-- What to do --
Below are some entries; can you quote all of them exactly?
··· Data to use
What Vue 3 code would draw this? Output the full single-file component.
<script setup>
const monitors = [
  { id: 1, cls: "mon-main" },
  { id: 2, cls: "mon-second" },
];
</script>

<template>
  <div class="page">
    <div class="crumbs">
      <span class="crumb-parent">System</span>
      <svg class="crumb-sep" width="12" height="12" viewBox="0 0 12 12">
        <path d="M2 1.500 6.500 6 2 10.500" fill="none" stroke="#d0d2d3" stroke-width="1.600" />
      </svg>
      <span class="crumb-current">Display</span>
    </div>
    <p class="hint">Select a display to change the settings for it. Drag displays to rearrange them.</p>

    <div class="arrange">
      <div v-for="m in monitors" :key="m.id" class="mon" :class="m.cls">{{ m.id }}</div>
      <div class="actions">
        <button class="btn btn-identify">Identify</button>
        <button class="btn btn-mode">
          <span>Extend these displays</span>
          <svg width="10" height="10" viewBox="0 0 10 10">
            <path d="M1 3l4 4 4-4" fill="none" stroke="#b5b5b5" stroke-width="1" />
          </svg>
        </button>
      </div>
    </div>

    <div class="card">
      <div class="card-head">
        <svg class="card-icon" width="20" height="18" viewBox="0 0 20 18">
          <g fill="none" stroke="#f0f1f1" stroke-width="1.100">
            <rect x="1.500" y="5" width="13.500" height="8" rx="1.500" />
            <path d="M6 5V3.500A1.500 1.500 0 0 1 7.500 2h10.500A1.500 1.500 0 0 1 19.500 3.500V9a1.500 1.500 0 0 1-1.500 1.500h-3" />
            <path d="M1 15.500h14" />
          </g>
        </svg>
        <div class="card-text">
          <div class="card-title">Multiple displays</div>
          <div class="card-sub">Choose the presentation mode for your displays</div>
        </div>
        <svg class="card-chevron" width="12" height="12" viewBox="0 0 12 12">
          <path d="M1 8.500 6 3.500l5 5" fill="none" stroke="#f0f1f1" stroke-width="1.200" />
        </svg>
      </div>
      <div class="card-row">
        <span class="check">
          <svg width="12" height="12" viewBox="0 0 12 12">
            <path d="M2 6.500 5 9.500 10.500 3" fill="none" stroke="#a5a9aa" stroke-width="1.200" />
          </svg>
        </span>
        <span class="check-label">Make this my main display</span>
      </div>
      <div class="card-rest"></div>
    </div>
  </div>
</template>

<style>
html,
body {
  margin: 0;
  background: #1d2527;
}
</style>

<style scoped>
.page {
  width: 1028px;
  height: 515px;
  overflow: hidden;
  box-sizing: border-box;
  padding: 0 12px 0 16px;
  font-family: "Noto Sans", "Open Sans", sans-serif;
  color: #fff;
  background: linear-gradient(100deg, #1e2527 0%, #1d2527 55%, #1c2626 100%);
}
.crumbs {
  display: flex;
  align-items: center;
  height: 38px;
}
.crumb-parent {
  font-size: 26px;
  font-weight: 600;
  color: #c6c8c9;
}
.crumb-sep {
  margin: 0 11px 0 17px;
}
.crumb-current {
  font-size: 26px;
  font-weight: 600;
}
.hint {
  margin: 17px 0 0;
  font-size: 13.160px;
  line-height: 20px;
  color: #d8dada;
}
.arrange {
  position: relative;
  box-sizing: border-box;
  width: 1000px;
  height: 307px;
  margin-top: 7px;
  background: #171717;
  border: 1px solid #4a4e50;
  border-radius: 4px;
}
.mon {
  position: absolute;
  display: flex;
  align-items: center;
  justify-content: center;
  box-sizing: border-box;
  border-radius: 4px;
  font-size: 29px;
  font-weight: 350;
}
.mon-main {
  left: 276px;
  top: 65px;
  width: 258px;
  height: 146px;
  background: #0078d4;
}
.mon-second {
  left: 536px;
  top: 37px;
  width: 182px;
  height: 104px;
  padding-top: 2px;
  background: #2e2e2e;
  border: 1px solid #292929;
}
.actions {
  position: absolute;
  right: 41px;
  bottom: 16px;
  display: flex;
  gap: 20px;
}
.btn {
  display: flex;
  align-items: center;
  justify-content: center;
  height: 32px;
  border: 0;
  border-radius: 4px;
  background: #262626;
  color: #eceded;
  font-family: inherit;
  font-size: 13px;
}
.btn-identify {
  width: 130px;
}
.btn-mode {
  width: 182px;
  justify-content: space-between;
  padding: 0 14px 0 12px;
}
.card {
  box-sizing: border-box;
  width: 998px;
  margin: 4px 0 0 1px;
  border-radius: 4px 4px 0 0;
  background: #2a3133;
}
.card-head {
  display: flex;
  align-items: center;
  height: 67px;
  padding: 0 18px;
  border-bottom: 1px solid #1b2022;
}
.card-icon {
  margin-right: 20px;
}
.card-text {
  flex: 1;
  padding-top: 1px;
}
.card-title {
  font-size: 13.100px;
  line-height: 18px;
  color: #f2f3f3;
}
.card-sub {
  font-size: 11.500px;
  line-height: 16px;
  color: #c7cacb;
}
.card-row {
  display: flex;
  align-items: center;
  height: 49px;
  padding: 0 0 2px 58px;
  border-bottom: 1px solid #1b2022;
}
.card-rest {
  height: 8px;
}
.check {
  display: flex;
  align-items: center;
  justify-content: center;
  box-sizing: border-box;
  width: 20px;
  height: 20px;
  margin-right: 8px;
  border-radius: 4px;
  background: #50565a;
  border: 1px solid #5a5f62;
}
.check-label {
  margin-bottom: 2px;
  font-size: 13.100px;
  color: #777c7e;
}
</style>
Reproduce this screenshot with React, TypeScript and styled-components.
······
-- Full solution --
What Vue 3 code would draw this? Output the full single-file component.
<script setup>
const monitors = [
  { id: 1, cls: "mon-main" },
  { id: 2, cls: "mon-second" },
];
</script>

<template>
  <div class="page">
    <div class="crumbs">
      <span class="crumb-parent">System</span>
      <svg class="crumb-sep" width="12" height="12" viewBox="0 0 12 12">
        <path d="M2 1.500 6.500 6 2 10.500" fill="none" stroke="#d0d2d3" stroke-width="1.600" />
      </svg>
      <span class="crumb-current">Display</span>
    </div>
    <p class="hint">Select a display to change the settings for it. Drag displays to rearrange them.</p>

    <div class="arrange">
      <div v-for="m in monitors" :key="m.id" class="mon" :class="m.cls">{{ m.id }}</div>
      <div class="actions">
        <button class="btn btn-identify">Identify</button>
        <button class="btn btn-mode">
          <span>Extend these displays</span>
          <svg width="10" height="10" viewBox="0 0 10 10">
            <path d="M1 3l4 4 4-4" fill="none" stroke="#b5b5b5" stroke-width="1" />
          </svg>
        </button>
      </div>
    </div>

    <div class="card">
      <div class="card-head">
        <svg class="card-icon" width="20" height="18" viewBox="0 0 20 18">
          <g fill="none" stroke="#f0f1f1" stroke-width="1.100">
            <rect x="1.500" y="5" width="13.500" height="8" rx="1.500" />
            <path d="M6 5V3.500A1.500 1.500 0 0 1 7.500 2h10.500A1.500 1.500 0 0 1 19.500 3.500V9a1.500 1.500 0 0 1-1.500 1.500h-3" />
            <path d="M1 15.500h14" />
          </g>
        </svg>
        <div class="card-text">
          <div class="card-title">Multiple displays</div>
          <div class="card-sub">Choose the presentation mode for your displays</div>
        </div>
        <svg class="card-chevron" width="12" height="12" viewBox="0 0 12 12">
          <path d="M1 8.500 6 3.500l5 5" fill="none" stroke="#f0f1f1" stroke-width="1.200" />
        </svg>
      </div>
      <div class="card-row">
        <span class="check">
          <svg width="12" height="12" viewBox="0 0 12 12">
            <path d="M2 6.500 5 9.500 10.500 3" fill="none" stroke="#a5a9aa" stroke-width="1.200" />
          </svg>
        </span>
        <span class="check-label">Make this my main display</span>
      </div>
      <div class="card-rest"></div>
    </div>
  </div>
</template>

<style>
html,
body {
  margin: 0;
  background: #1d2527;
}
</style>

<style scoped>
.page {
  width: 1028px;
  height: 515px;
  overflow: hidden;
  box-sizing: border-box;
  padding: 0 12px 0 16px;
  font-family: "Noto Sans", "Open Sans", sans-serif;
  color: #fff;
  background: linear-gradient(100deg, #1e2527 0%, #1d2527 55%, #1c2626 100%);
}
.crumbs {
  display: flex;
  align-items: center;
  height: 38px;
}
.crumb-parent {
  font-size: 26px;
  font-weight: 600;
  color: #c6c8c9;
}
.crumb-sep {
  margin: 0 11px 0 17px;
}
.crumb-current {
  font-size: 26px;
  font-weight: 600;
}
.hint {
  margin: 17px 0 0;
  font-size: 13.160px;
  line-height: 20px;
  color: #d8dada;
}
.arrange {
  position: relative;
  box-sizing: border-box;
  width: 1000px;
  height: 307px;
  margin-top: 7px;
  background: #171717;
  border: 1px solid #4a4e50;
  border-radius: 4px;
}
.mon {
  position: absolute;
  display: flex;
  align-items: center;
  justify-content: center;
  box-sizing: border-box;
  border-radius: 4px;
  font-size: 29px;
  font-weight: 350;
}
.mon-main {
  left: 276px;
  top: 65px;
  width: 258px;
  height: 146px;
  background: #0078d4;
}
.mon-second {
  left: 536px;
  top: 37px;
  width: 182px;
  height: 104px;
  padding-top: 2px;
  background: #2e2e2e;
  border: 1px solid #292929;
}
.actions {
  position: absolute;
  right: 41px;
  bottom: 16px;
  display: flex;
  gap: 20px;
}
.btn {
  display: flex;
  align-items: center;
  justify-content: center;
  height: 32px;
  border: 0;
  border-radius: 4px;
  background: #262626;
  color: #eceded;
  font-family: inherit;
  font-size: 13px;
}
.btn-identify {
  width: 130px;
}
.btn-mode {
  width: 182px;
  justify-content: space-between;
  padding: 0 14px 0 12px;
}
.card {
  box-sizing: border-box;
  width: 998px;
  margin: 4px 0 0 1px;
  border-radius: 4px 4px 0 0;
  background: #2a3133;
}
.card-head {
  display: flex;
  align-items: center;
  height: 67px;
  padding: 0 18px;
  border-bottom: 1px solid #1b2022;
}
.card-icon {
  margin-right: 20px;
}
.card-text {
  flex: 1;
  padding-top: 1px;
}
.card-title {
  font-size: 13.100px;
  line-height: 18px;
  color: #f2f3f3;
}
.card-sub {
  font-size: 11.500px;
  line-height: 16px;
  color: #c7cacb;
}
.card-row {
  display: flex;
  align-items: center;
  height: 49px;
  padding: 0 0 2px 58px;
  border-bottom: 1px solid #1b2022;
}
.card-rest {
  height: 8px;
}
.check {
  display: flex;
  align-items: center;
  justify-content: center;
  box-sizing: border-box;
  width: 20px;
  height: 20px;
  margin-right: 8px;
  border-radius: 4px;
  background: #50565a;
  border: 1px solid #5a5f62;
}
.check-label {
  margin-bottom: 2px;
  font-size: 13.100px;
  color: #777c7e;
}
</style>
Reproduce this screenshot with React, TypeScript and styled-components.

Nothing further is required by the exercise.